▶ [STATED GOAL]: Pictures excluded, return the lines below from the first through the line holding "w-[282px] shrink-0 bg-white".

-- DATA FOR THIS TASK start --

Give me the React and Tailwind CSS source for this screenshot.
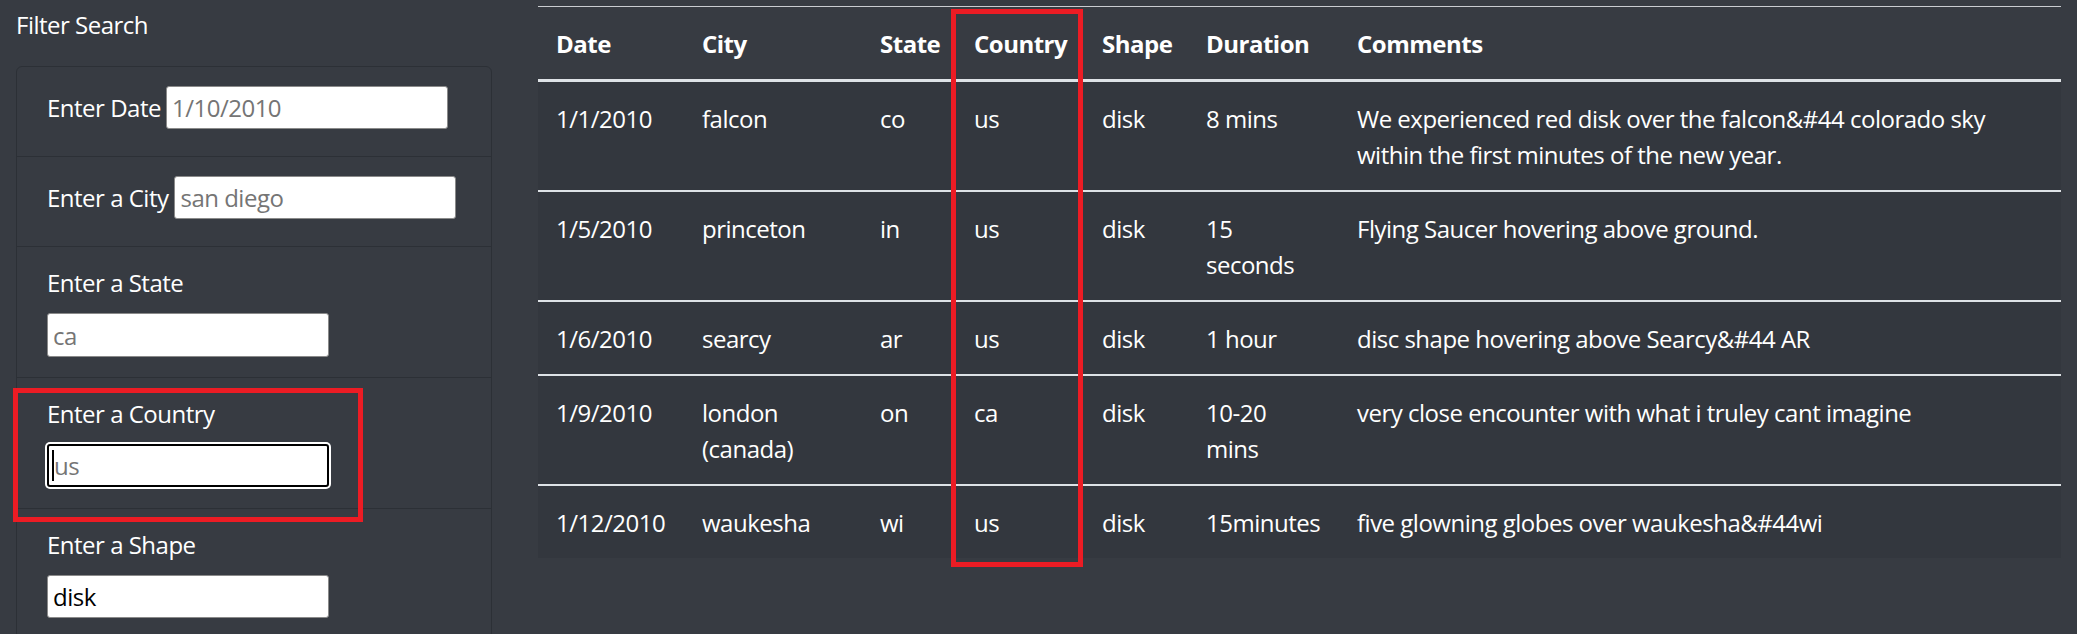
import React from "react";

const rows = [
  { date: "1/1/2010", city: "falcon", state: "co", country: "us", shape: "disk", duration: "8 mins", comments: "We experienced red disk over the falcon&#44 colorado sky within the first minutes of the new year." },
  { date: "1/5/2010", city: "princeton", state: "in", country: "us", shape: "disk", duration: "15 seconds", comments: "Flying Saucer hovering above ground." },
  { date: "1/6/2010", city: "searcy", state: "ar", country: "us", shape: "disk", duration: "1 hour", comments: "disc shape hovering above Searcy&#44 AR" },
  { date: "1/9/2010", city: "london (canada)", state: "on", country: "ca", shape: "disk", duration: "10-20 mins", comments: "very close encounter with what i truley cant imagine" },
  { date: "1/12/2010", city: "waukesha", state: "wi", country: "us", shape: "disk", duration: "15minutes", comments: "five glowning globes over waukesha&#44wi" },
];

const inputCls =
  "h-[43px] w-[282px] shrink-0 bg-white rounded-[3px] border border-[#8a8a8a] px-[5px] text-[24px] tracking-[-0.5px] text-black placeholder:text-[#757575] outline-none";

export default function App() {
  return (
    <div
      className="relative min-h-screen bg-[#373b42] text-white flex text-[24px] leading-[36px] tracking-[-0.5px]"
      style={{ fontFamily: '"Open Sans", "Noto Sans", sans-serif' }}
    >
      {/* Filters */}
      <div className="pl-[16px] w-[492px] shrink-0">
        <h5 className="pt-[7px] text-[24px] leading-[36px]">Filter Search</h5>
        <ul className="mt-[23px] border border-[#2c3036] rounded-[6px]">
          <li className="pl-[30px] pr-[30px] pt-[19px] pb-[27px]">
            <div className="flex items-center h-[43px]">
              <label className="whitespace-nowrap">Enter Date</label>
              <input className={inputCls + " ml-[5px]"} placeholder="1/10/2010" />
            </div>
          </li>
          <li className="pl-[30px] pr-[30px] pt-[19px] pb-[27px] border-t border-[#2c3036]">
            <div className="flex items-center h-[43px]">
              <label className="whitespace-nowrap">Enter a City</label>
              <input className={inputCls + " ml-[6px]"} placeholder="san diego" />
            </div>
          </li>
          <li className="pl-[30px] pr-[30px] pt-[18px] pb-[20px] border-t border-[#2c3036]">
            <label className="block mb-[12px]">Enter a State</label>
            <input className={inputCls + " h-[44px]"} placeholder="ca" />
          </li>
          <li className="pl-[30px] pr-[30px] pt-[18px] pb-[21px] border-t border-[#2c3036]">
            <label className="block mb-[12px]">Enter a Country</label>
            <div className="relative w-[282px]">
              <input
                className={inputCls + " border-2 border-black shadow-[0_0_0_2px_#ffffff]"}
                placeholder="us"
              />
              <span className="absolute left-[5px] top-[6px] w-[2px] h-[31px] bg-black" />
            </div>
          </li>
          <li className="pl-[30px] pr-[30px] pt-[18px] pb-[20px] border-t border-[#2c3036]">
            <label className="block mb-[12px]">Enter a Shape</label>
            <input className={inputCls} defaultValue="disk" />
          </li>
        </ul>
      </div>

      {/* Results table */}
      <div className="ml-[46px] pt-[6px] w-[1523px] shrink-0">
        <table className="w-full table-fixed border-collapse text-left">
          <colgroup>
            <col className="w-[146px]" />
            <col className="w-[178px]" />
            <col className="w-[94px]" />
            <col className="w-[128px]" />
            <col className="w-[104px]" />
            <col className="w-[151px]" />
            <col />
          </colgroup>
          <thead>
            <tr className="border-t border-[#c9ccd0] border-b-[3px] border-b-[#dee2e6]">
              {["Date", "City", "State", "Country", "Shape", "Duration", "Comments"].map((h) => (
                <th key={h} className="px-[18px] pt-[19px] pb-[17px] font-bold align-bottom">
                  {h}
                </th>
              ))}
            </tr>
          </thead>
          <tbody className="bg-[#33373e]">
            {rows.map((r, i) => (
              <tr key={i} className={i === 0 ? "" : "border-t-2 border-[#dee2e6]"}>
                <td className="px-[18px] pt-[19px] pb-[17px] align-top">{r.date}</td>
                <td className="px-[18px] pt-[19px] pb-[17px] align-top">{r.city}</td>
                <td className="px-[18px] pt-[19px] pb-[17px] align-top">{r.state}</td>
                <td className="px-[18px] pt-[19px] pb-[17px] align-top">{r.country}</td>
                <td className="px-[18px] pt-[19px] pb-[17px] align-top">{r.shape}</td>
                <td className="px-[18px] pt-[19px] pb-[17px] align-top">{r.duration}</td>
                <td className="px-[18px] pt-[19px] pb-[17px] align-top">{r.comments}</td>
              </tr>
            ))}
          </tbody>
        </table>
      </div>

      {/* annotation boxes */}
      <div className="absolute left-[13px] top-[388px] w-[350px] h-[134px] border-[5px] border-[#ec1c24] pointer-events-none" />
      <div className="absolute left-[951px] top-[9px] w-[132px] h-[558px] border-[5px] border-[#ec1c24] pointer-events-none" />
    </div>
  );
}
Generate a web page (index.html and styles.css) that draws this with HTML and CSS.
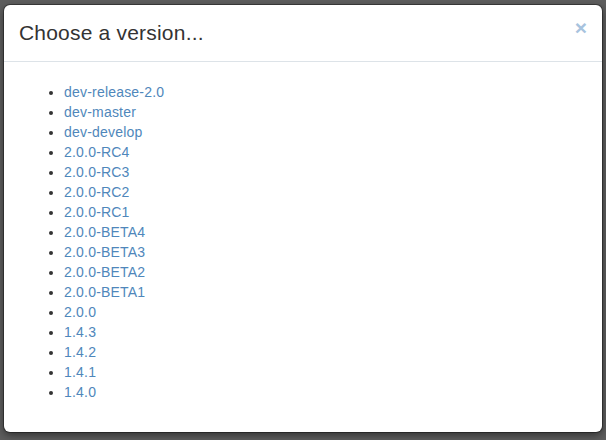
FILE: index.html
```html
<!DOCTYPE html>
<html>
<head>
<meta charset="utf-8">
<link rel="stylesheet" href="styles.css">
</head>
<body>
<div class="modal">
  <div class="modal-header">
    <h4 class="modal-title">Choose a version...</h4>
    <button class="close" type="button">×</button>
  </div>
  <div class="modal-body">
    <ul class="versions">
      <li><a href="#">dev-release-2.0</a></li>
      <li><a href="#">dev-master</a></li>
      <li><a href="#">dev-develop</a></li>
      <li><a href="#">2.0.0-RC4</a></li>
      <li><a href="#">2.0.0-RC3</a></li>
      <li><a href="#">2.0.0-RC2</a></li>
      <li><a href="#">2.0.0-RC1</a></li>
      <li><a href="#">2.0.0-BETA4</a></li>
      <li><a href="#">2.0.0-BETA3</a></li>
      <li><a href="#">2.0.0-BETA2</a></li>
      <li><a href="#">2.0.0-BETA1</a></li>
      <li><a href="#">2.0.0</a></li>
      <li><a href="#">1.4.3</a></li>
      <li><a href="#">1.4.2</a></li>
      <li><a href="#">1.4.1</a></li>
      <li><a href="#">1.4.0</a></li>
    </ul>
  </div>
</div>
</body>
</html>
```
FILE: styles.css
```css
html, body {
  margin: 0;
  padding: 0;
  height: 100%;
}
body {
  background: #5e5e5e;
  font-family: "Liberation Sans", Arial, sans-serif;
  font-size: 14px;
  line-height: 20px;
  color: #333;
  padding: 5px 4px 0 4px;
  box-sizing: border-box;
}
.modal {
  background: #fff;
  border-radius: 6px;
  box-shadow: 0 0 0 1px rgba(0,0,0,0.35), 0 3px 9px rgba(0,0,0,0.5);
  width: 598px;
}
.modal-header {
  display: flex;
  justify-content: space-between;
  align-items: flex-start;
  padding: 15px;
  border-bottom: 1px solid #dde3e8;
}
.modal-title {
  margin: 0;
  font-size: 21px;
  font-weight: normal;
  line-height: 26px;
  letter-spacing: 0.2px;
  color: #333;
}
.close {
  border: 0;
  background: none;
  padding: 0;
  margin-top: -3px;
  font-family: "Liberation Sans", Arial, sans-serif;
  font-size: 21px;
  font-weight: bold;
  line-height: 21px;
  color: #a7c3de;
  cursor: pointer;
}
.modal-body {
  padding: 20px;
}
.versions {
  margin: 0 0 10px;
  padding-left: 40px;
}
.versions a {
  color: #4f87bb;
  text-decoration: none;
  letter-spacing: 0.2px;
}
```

-- DATA FOR THIS TASK end --

▶ [RESULT FOR THIS TASK]:
Give me the React and Tailwind CSS source for this screenshot.
import React from "react";

const rows = [
  { date: "1/1/2010", city: "falcon", state: "co", country: "us", shape: "disk", duration: "8 mins", comments: "We experienced red disk over the falcon&#44 colorado sky within the first minutes of the new year." },
  { date: "1/5/2010", city: "princeton", state: "in", country: "us", shape: "disk", duration: "15 seconds", comments: "Flying Saucer hovering above ground." },
  { date: "1/6/2010", city: "searcy", state: "ar", country: "us", shape: "disk", duration: "1 hour", comments: "disc shape hovering above Searcy&#44 AR" },
  { date: "1/9/2010", city: "london (canada)", state: "on", country: "ca", shape: "disk", duration: "10-20 mins", comments: "very close encounter with what i truley cant imagine" },
  { date: "1/12/2010", city: "waukesha", state: "wi", country: "us", shape: "disk", duration: "15minutes", comments: "five glowning globes over waukesha&#44wi" },
];

const inputCls =
  "h-[43px] w-[282px] shrink-0 bg-white rounded-[3px] border border-[#8a8a8a] px-[5px] text-[24px] tracking-[-0.5px] text-black placeholder:text-[#757575] outline-none";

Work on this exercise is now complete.